THE PROBLEM:
Output the material below unchanged, apart from leaving out the pictures.

DATASET EXTRACT:
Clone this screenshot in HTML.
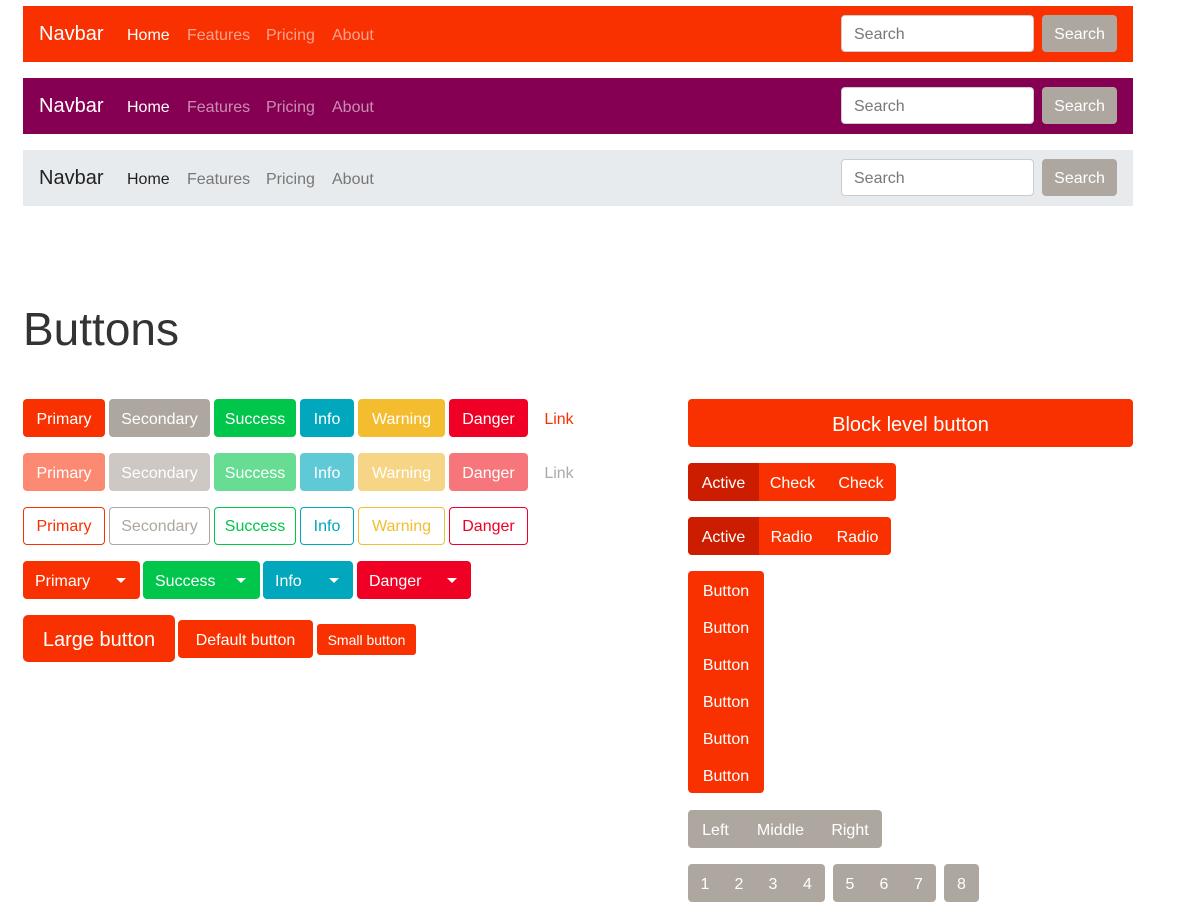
<!DOCTYPE html>
<html><head><meta charset="utf-8"><style>
*{box-sizing:border-box;margin:0;padding:0}
body{width:1201px;height:909px;background:#fff;font-family:"Liberation Sans","DejaVu Sans",sans-serif;position:relative;overflow:hidden;color:#333}
.nav{position:absolute;left:23px;width:1110px;height:56px}
.nav .brand{position:absolute;left:16px;top:17px;font-size:20px}
.nav .l{position:absolute;top:21px;font-size:16px}
.nav .in{position:absolute;left:818px;top:9px;width:193px;height:37px;background:#fff;border:1px solid #ccc;border-radius:4px;font-size:16px;color:#777;padding:10px 12px 0}
.nav .sb{position:absolute;left:1019px;top:9px;width:75px;height:37px;background:#aea79f;color:#fff;border-radius:4px;font-size:16px;text-align:center;line-height:37px;padding-top:1px}
.b{position:absolute;height:38px;line-height:38px;padding-top:2px;text-align:center;color:#fff;font-size:16px;border-radius:4px;white-space:nowrap}
.o{background:#fff!important;border:1px solid;line-height:34px}
.g{position:absolute;display:flex;border-radius:4px;overflow:hidden;background:#f93100}
.g div{height:38px;line-height:38px;padding-top:2px;color:#fff;font-size:16px;text-align:center}
.caret{display:inline-block;width:0;height:0;border-left:5px solid transparent;border-right:5px solid transparent;border-top:5px solid #fff;position:absolute;right:14px;top:17px}
</style></head><body>
<div class="nav" style="top:6px;background:#f93100;color:#fff">
<div class="brand">Navbar</div>
<div class="l" style="left:104px">Home</div><div class="l" style="left:164px;color:rgba(255,255,255,.55)">Features</div><div class="l" style="left:243px;color:rgba(255,255,255,.55)">Pricing</div><div class="l" style="left:309px;color:rgba(255,255,255,.55)">About</div>
<div class="in">Search</div><div class="sb">Search</div></div>
<div class="nav" style="top:78px;background:#850052;color:#fff">
<div class="brand">Navbar</div>
<div class="l" style="left:104px">Home</div><div class="l" style="left:164px;color:rgba(255,255,255,.55)">Features</div><div class="l" style="left:243px;color:rgba(255,255,255,.55)">Pricing</div><div class="l" style="left:309px;color:rgba(255,255,255,.55)">About</div>
<div class="in">Search</div><div class="sb">Search</div></div>
<div class="nav" style="top:150px;background:#e8ebee;color:#222">
<div class="brand">Navbar</div>
<div class="l" style="left:104px">Home</div><div class="l" style="left:164px;color:#777">Features</div><div class="l" style="left:243px;color:#777">Pricing</div><div class="l" style="left:309px;color:#777">About</div>
<div class="in">Search</div><div class="sb">Search</div></div>

<div style="position:absolute;left:23px;top:302px;font-size:46px;color:#333">Buttons</div>

<div class="b" style="top:399px;left:23px;width:82px;background:#f93100">Primary</div>
<div class="b" style="top:399px;left:109px;width:101px;background:#aea79f">Secondary</div>
<div class="b" style="top:399px;left:214px;width:82px;background:#00c64c">Success</div>
<div class="b" style="top:399px;left:300px;width:54px;background:#00a7bd">Info</div>
<div class="b" style="top:399px;left:358px;width:87px;background:#f4bd2f">Warning</div>
<div class="b" style="top:399px;left:449px;width:79px;background:#f00024">Danger</div>
<div class="b" style="top:399px;left:532px;width:54px;color:#f93100">Link</div>

<div class="b" style="top:453px;left:23px;width:82px;background:#fc8a72">Primary</div>
<div class="b" style="top:453px;left:109px;width:101px;background:#cdc8c3">Secondary</div>
<div class="b" style="top:453px;left:214px;width:82px;background:#66dd92">Success</div>
<div class="b" style="top:453px;left:300px;width:54px;background:#60c9d6">Info</div>
<div class="b" style="top:453px;left:358px;width:87px;background:#f7d586">Warning</div>
<div class="b" style="top:453px;left:449px;width:79px;background:#f6767c">Danger</div>
<div class="b" style="top:453px;left:532px;width:54px;color:#aaa">Link</div>

<div class="b o" style="top:507px;left:23px;width:82px;color:#f93100;border-color:#f93100">Primary</div>
<div class="b o" style="top:507px;left:109px;width:101px;color:#aea79f;border-color:#aea79f">Secondary</div>
<div class="b o" style="top:507px;left:214px;width:82px;color:#00c64c;border-color:#00c64c">Success</div>
<div class="b o" style="top:507px;left:300px;width:54px;color:#00a7bd;border-color:#00a7bd">Info</div>
<div class="b o" style="top:507px;left:358px;width:87px;color:#f4bd2f;border-color:#f4bd2f">Warning</div>
<div class="b o" style="top:507px;left:449px;width:79px;color:#f00024;border-color:#f00024">Danger</div>

<div class="b" style="top:561px;left:23px;width:117px;background:#f93100;text-align:left;padding-left:12px">Primary<span class="caret"></span></div>
<div class="b" style="top:561px;left:143px;width:117px;background:#00c64c;text-align:left;padding-left:12px">Success<span class="caret"></span></div>
<div class="b" style="top:561px;left:263px;width:90px;background:#00a7bd;text-align:left;padding-left:12px">Info<span class="caret"></span></div>
<div class="b" style="top:561px;left:357px;width:114px;background:#f00024;text-align:left;padding-left:12px">Danger<span class="caret"></span></div>

<div class="b" style="top:615px;left:23px;width:152px;height:47px;line-height:47px;font-size:20px;background:#f93100;border-radius:5px">Large button</div>
<div class="b" style="top:620px;left:178px;width:135px;background:#f93100">Default button</div>
<div class="b" style="top:624px;left:317px;width:99px;height:31px;line-height:31px;padding-top:1px;font-size:14px;background:#f93100;border-radius:3px">Small button</div>

<div class="b" style="top:399px;left:688px;width:445px;height:48px;line-height:48px;font-size:20px;background:#f93100">Block level button</div>
<div class="g" style="top:463px;left:688px"><div style="width:71px;background:#cc1d00">Active</div><div style="width:67px">Check</div><div style="width:70px">Check</div></div>
<div class="g" style="top:517px;left:688px"><div style="width:71px;background:#cc1d00">Active</div><div style="width:65px">Radio</div><div style="width:67px">Radio</div></div>
<div class="g" style="top:571px;left:688px;flex-direction:column;width:76px"><div style="height:37px;line-height:37px">Button</div><div style="height:37px;line-height:37px">Button</div><div style="height:37px;line-height:37px">Button</div><div style="height:37px;line-height:37px">Button</div><div style="height:37px;line-height:37px">Button</div><div style="height:37px;line-height:37px">Button</div></div>
<div class="g" style="top:810px;left:688px;background:#aea79f"><div style="width:55px">Left</div><div style="width:75px">Middle</div><div style="width:64px">Right</div></div>
<div class="g" style="top:864px;left:688px;background:#aea79f"><div style="width:34px">1</div><div style="width:34px">2</div><div style="width:34px">3</div><div style="width:35px">4</div></div>
<div class="g" style="top:864px;left:833px;background:#aea79f"><div style="width:34px">5</div><div style="width:34px">6</div><div style="width:35px">7</div></div>
<div class="g" style="top:864px;left:944px;background:#aea79f"><div style="width:35px">8</div></div>
</body></html>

FINAL RESULT:
Clone this screenshot in HTML.
<!DOCTYPE html>
<html><head><meta charset="utf-8"><style>
*{box-sizing:border-box;margin:0;padding:0}
body{width:1201px;height:909px;background:#fff;font-family:"Liberation Sans","DejaVu Sans",sans-serif;position:relative;overflow:hidden;color:#333}
.nav{position:absolute;left:23px;width:1110px;height:56px}
.nav .brand{position:absolute;left:16px;top:17px;font-size:20px}
.nav .l{position:absolute;top:21px;font-size:16px}
.nav .in{position:absolute;left:818px;top:9px;width:193px;height:37px;background:#fff;border:1px solid #ccc;border-radius:4px;font-size:16px;color:#777;padding:10px 12px 0}
.nav .sb{position:absolute;left:1019px;top:9px;width:75px;height:37px;background:#aea79f;color:#fff;border-radius:4px;font-size:16px;text-align:center;line-height:37px;padding-top:1px}
.b{position:absolute;height:38px;line-height:38px;padding-top:2px;text-align:center;color:#fff;font-size:16px;border-radius:4px;white-space:nowrap}
.o{background:#fff!important;border:1px solid;line-height:34px}
.g{position:absolute;display:flex;border-radius:4px;overflow:hidden;background:#f93100}
.g div{height:38px;line-height:38px;padding-top:2px;color:#fff;font-size:16px;text-align:center}
.caret{display:inline-block;width:0;height:0;border-left:5px solid transparent;border-right:5px solid transparent;border-top:5px solid #fff;position:absolute;right:14px;top:17px}
</style></head><body>
<div class="nav" style="top:6px;background:#f93100;color:#fff">
<div class="brand">Navbar</div>
<div class="l" style="left:104px">Home</div><div class="l" style="left:164px;color:rgba(255,255,255,.55)">Features</div><div class="l" style="left:243px;color:rgba(255,255,255,.55)">Pricing</div><div class="l" style="left:309px;color:rgba(255,255,255,.55)">About</div>
<div class="in">Search</div><div class="sb">Search</div></div>
<div class="nav" style="top:78px;background:#850052;color:#fff">
<div class="brand">Navbar</div>
<div class="l" style="left:104px">Home</div><div class="l" style="left:164px;color:rgba(255,255,255,.55)">Features</div><div class="l" style="left:243px;color:rgba(255,255,255,.55)">Pricing</div><div class="l" style="left:309px;color:rgba(255,255,255,.55)">About</div>
<div class="in">Search</div><div class="sb">Search</div></div>
<div class="nav" style="top:150px;background:#e8ebee;color:#222">
<div class="brand">Navbar</div>
<div class="l" style="left:104px">Home</div><div class="l" style="left:164px;color:#777">Features</div><div class="l" style="left:243px;color:#777">Pricing</div><div class="l" style="left:309px;color:#777">About</div>
<div class="in">Search</div><div class="sb">Search</div></div>

<div style="position:absolute;left:23px;top:302px;font-size:46px;color:#333">Buttons</div>

<div class="b" style="top:399px;left:23px;width:82px;background:#f93100">Primary</div>
<div class="b" style="top:399px;left:109px;width:101px;background:#aea79f">Secondary</div>
<div class="b" style="top:399px;left:214px;width:82px;background:#00c64c">Success</div>
<div class="b" style="top:399px;left:300px;width:54px;background:#00a7bd">Info</div>
<div class="b" style="top:399px;left:358px;width:87px;background:#f4bd2f">Warning</div>
<div class="b" style="top:399px;left:449px;width:79px;background:#f00024">Danger</div>
<div class="b" style="top:399px;left:532px;width:54px;color:#f93100">Link</div>

<div class="b" style="top:453px;left:23px;width:82px;background:#fc8a72">Primary</div>
<div class="b" style="top:453px;left:109px;width:101px;background:#cdc8c3">Secondary</div>
<div class="b" style="top:453px;left:214px;width:82px;background:#66dd92">Success</div>
<div class="b" style="top:453px;left:300px;width:54px;background:#60c9d6">Info</div>
<div class="b" style="top:453px;left:358px;width:87px;background:#f7d586">Warning</div>
<div class="b" style="top:453px;left:449px;width:79px;background:#f6767c">Danger</div>
<div class="b" style="top:453px;left:532px;width:54px;color:#aaa">Link</div>

<div class="b o" style="top:507px;left:23px;width:82px;color:#f93100;border-color:#f93100">Primary</div>
<div class="b o" style="top:507px;left:109px;width:101px;color:#aea79f;border-color:#aea79f">Secondary</div>
<div class="b o" style="top:507px;left:214px;width:82px;color:#00c64c;border-color:#00c64c">Success</div>
<div class="b o" style="top:507px;left:300px;width:54px;color:#00a7bd;border-color:#00a7bd">Info</div>
<div class="b o" style="top:507px;left:358px;width:87px;color:#f4bd2f;border-color:#f4bd2f">Warning</div>
<div class="b o" style="top:507px;left:449px;width:79px;color:#f00024;border-color:#f00024">Danger</div>

<div class="b" style="top:561px;left:23px;width:117px;background:#f93100;text-align:left;padding-left:12px">Primary<span class="caret"></span></div>
<div class="b" style="top:561px;left:143px;width:117px;background:#00c64c;text-align:left;padding-left:12px">Success<span class="caret"></span></div>
<div class="b" style="top:561px;left:263px;width:90px;background:#00a7bd;text-align:left;padding-left:12px">Info<span class="caret"></span></div>
<div class="b" style="top:561px;left:357px;width:114px;background:#f00024;text-align:left;padding-left:12px">Danger<span class="caret"></span></div>

<div class="b" style="top:615px;left:23px;width:152px;height:47px;line-height:47px;font-size:20px;background:#f93100;border-radius:5px">Large button</div>
<div class="b" style="top:620px;left:178px;width:135px;background:#f93100">Default button</div>
<div class="b" style="top:624px;left:317px;width:99px;height:31px;line-height:31px;padding-top:1px;font-size:14px;background:#f93100;border-radius:3px">Small button</div>

<div class="b" style="top:399px;left:688px;width:445px;height:48px;line-height:48px;font-size:20px;background:#f93100">Block level button</div>
<div class="g" style="top:463px;left:688px"><div style="width:71px;background:#cc1d00">Active</div><div style="width:67px">Check</div><div style="width:70px">Check</div></div>
<div class="g" style="top:517px;left:688px"><div style="width:71px;background:#cc1d00">Active</div><div style="width:65px">Radio</div><div style="width:67px">Radio</div></div>
<div class="g" style="top:571px;left:688px;flex-direction:column;width:76px"><div style="height:37px;line-height:37px">Button</div><div style="height:37px;line-height:37px">Button</div><div style="height:37px;line-height:37px">Button</div><div style="height:37px;line-height:37px">Button</div><div style="height:37px;line-height:37px">Button</div><div style="height:37px;line-height:37px">Button</div></div>
<div class="g" style="top:810px;left:688px;background:#aea79f"><div style="width:55px">Left</div><div style="width:75px">Middle</div><div style="width:64px">Right</div></div>
<div class="g" style="top:864px;left:688px;background:#aea79f"><div style="width:34px">1</div><div style="width:34px">2</div><div style="width:34px">3</div><div style="width:35px">4</div></div>
<div class="g" style="top:864px;left:833px;background:#aea79f"><div style="width:34px">5</div><div style="width:34px">6</div><div style="width:35px">7</div></div>
<div class="g" style="top:864px;left:944px;background:#aea79f"><div style="width:35px">8</div></div>
</body></html>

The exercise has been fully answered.